I popped in at the Hotel Avila, one of the fancier hotels in Caracas, and drank a liter of water by their pool, and then headed own downhill towards the downtown area. On the way, I chanced upon a neighborhood barbecue restaurant, and had one of the better barbecue chickens (well, half-chickens) I've had in my life, accompanied by cooked yucca (which was quite nice, very starchy and fibrous but an excellent vehicle for tasty hot sauce) and washed down with Solera beer. A fantastic meal; my food experiences have definitely taken a turn for the better since the rather poor arepas (pita sandwiches, sort of) I had my first day here!
Then I walked the rest of the way back to my hotel, getting back about 1:00. Since I left at 6:30, that's 5.5 hours in transit; an hour for eating, so I hiked for 4.5 hours, so probably about ten miles, or a little less. This whole day I never felt endangered at all, even walking to the metro just after dawn. I think I'm getting the hang of Caracas; today has been just lovely, and I think I'm developing a sense for which blocks to walk down and which blocks to avoid.
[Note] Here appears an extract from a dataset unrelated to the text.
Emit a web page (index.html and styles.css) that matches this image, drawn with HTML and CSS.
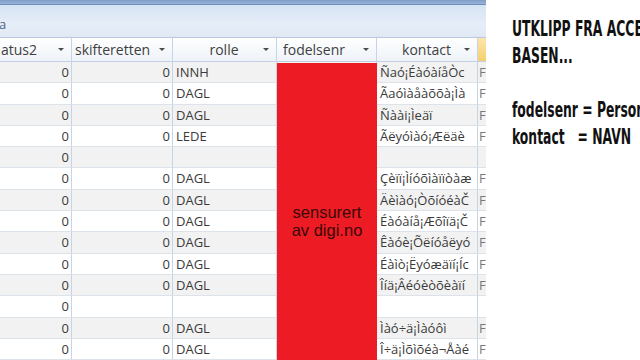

My Spanish is definitely getting better too; I'm starting to recall some old vocabulary from grade school, and I'm managing to communicate productively with everybody I talk to. Everyone has been stunningly friendly to me, and it's an easy city to be a tourist in: small enough to walk everywhere, but with an excellent metro system, restaurants and stores with bottled water in vast profusion, Movistars everyone to make phone calls from, and so on. I'm very pleased with my decision to stop off here; I was apprehensive beforehand, but it has turned out really well. I may come back the next time I'm planning a South American trip (which I hope isn't too far from now)!
Well, I am now going to make a real effort to find a place where I can post all this verbiage, as well as change some money and generally get organized. Carmelo assured me last night that he would be able to go out tonight, so I'll call him in a couple of hours and see how plans are firming up. There's a bar at the top of a tall hotel in Altamira that he wants to take me to, with a 360-degree view of the city and good people-watching. He has been such a help, and he no longer seems to view things as a guide-tourist relationship; he just wants to hang out and have fun. I've promised him that I'll show him around the U.S. if he makes it up there (which he never has, despite being quite widely traveled in Europe and even Australia).